Was wie ein spontanes Aufbegehren der europäischen Jugend für eine gemeinsame Zukunft aussah, war ebenso wenig spontan, wie heute die Straßenklebeaktionen der Letzten Generation, die Demonstrationen der sogenannten "Zivilgesellschaft" oder auch die Blockaden der Antifa. Jeder, der auch nur einen kleinen Protest jemals organisiert hat, weiß, wie aufwendig es ist, die Teilnehmer zum gemeinsamen Versammlungsort zu navigieren. Geschweige denn mit Sägen und anderen Protestmaterialien. All das muss im Vorfeld organisiert und geplant worden sein, ebenso Busse und Reisemöglichkeiten. Dies wird auch von heutigen Europa-Enthusiasten zugegeben. So schreiben die "Jungen Europäischen Föderalist:innen (sic!) Deutschland" in ihrem Rückblick zum 73. Jahrestag des Ereignisses:
"Die Aktion wurde zuvor geheim in zwei mehrwöchigen Camps geplant und minutiös geprobt. Alle haben eine Rolle, alle wissen, was sie zu tun haben. In Begleitung von einigen Pressevertreter:innen fahren die jungen Aktivist:innen mit Bussen an den Grenzübergang."
Auch Christina Norwig, eine Kennerin der Europäischen Jugendkampagne in den Jahren 1951 bis 1958, weist darauf hin, dass die Aktion von Erwachsenen orchestriert gewesen sei.
Die Spätfolgen der Aktion – immerhin handelte es sich ja um eine Störung der öffentlichen Ruhe samt Zerstörung staatlichen Eigentums zweier Staaten – waren erstaunlich abgemildert. So berichtet der Zeitzeuge Georges Renicki, der an der Schlagbaumaktion beteiligt war, er habe eine Zahlungsaufforderung von 20.000 Francs wegen der Zerstörungen erhalten – Geld, das er nicht besaß:
"In dem Moment hat mir jemand gesagt: 'Hör mal, schick das Schuman', der Außenminister war, und ich habe sie Schuman geschickt. Schuman hat mir einige Tage später geantwortet: 'Ich regele dieses Problem persönlich, machen Sie sich keine Sorgen.'"
Die Aktion fand also zum offensichtlichen Wohlwollen zumindest der französischen Regierung statt, was auch erklärt, warum die Zollbeamten nicht eingegriffen hatten (von den Zeitgenossen wurde dieses Nichteingreifen als völlige Überrumpelung erklärt).
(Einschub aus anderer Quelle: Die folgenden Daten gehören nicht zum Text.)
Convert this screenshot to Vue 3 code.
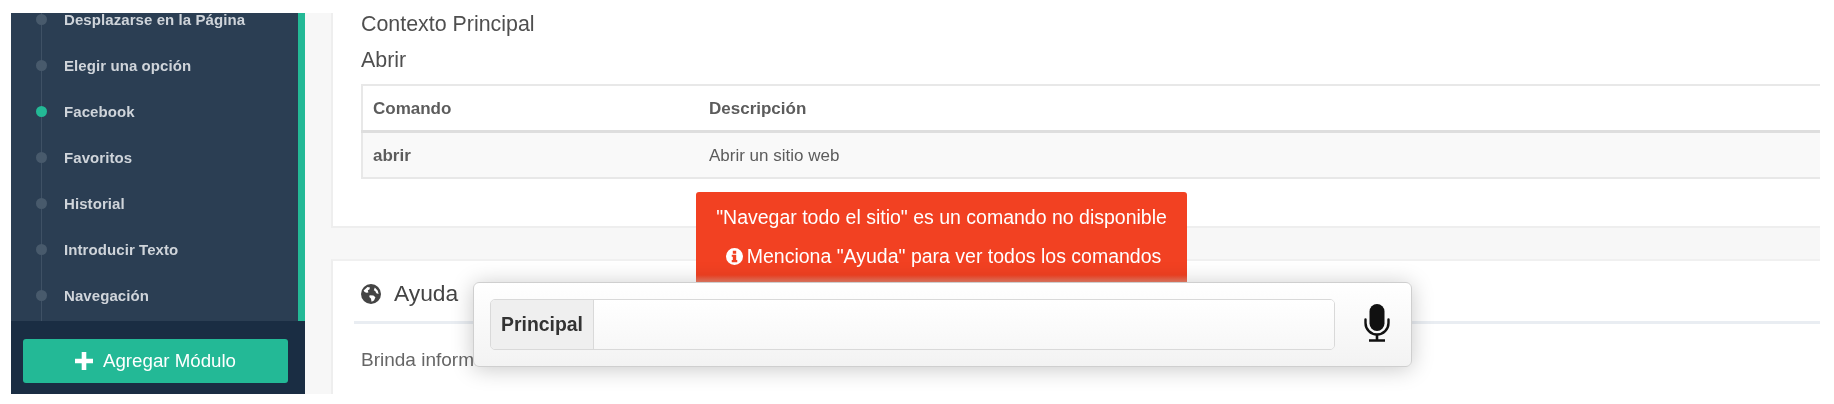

Und auch in Deutschland ist es schwer erklärbar, warum den deutschen Behörden sowie den Besatzungsbehörden die Vorbereitungen zum Grenzsturm entgangen sein sollten. Die westlichen Siegermächte sollte es nicht interessieren, wenn junge Deutsche Gewaltanwendung gegen Sachen an der Landesgrenze planen? Nur zehn Jahre, nachdem andere junge Deutsche in Wehrmachtsuniform die französische Grenze erfolgreich überschritten hatten (Fall Gelb 1940)?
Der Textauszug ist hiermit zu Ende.